▶ [ENTRIES SHOWN]
↓

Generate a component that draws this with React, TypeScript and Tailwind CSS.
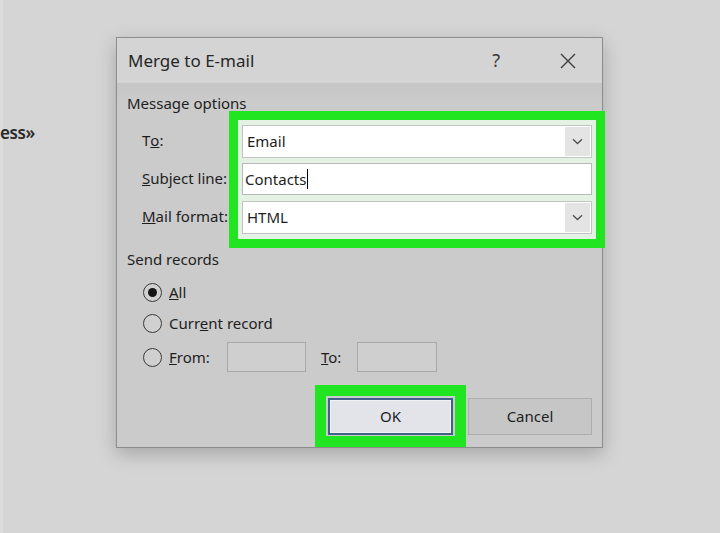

↑
↓

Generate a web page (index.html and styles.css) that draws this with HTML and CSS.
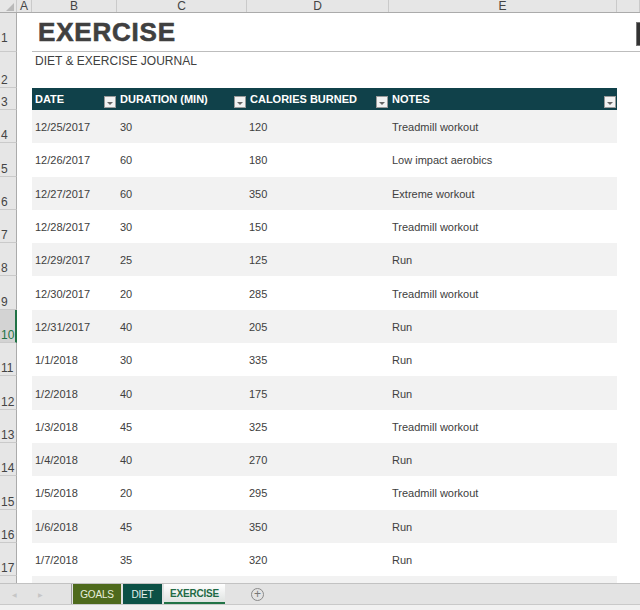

↑
↓

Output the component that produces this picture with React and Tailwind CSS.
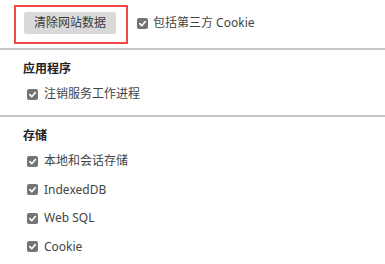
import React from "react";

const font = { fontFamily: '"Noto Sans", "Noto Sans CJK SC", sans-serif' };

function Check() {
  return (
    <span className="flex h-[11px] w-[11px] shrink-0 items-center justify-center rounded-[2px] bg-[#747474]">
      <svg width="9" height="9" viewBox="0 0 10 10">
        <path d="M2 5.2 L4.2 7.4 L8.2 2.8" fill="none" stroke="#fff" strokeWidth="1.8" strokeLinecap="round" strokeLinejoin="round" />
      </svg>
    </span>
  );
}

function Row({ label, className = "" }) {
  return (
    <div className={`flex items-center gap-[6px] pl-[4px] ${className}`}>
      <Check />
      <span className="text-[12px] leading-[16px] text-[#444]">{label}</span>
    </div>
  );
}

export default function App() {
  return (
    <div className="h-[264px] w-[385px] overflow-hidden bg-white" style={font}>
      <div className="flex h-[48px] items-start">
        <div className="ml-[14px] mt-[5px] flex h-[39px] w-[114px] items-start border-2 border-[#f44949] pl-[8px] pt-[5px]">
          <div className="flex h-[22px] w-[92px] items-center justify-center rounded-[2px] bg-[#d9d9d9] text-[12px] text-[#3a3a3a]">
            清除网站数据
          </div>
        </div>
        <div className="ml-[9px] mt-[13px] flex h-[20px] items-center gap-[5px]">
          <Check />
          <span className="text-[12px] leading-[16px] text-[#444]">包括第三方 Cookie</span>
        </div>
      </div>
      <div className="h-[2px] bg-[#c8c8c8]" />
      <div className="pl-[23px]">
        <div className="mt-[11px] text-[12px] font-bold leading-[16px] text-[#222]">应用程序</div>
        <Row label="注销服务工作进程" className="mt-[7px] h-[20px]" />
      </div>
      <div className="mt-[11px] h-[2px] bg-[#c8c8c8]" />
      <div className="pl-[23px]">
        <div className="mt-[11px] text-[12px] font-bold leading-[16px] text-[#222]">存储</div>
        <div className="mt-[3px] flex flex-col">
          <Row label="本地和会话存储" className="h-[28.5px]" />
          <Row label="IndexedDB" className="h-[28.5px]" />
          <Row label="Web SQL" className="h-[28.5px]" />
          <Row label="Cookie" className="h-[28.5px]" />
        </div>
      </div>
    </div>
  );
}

↑

▶ [TASK TO COMPLETE]
State the number of lines in the preceding entries that include the word "draws". Provide nothing else.

▶ [FINISHED ANSWER]
2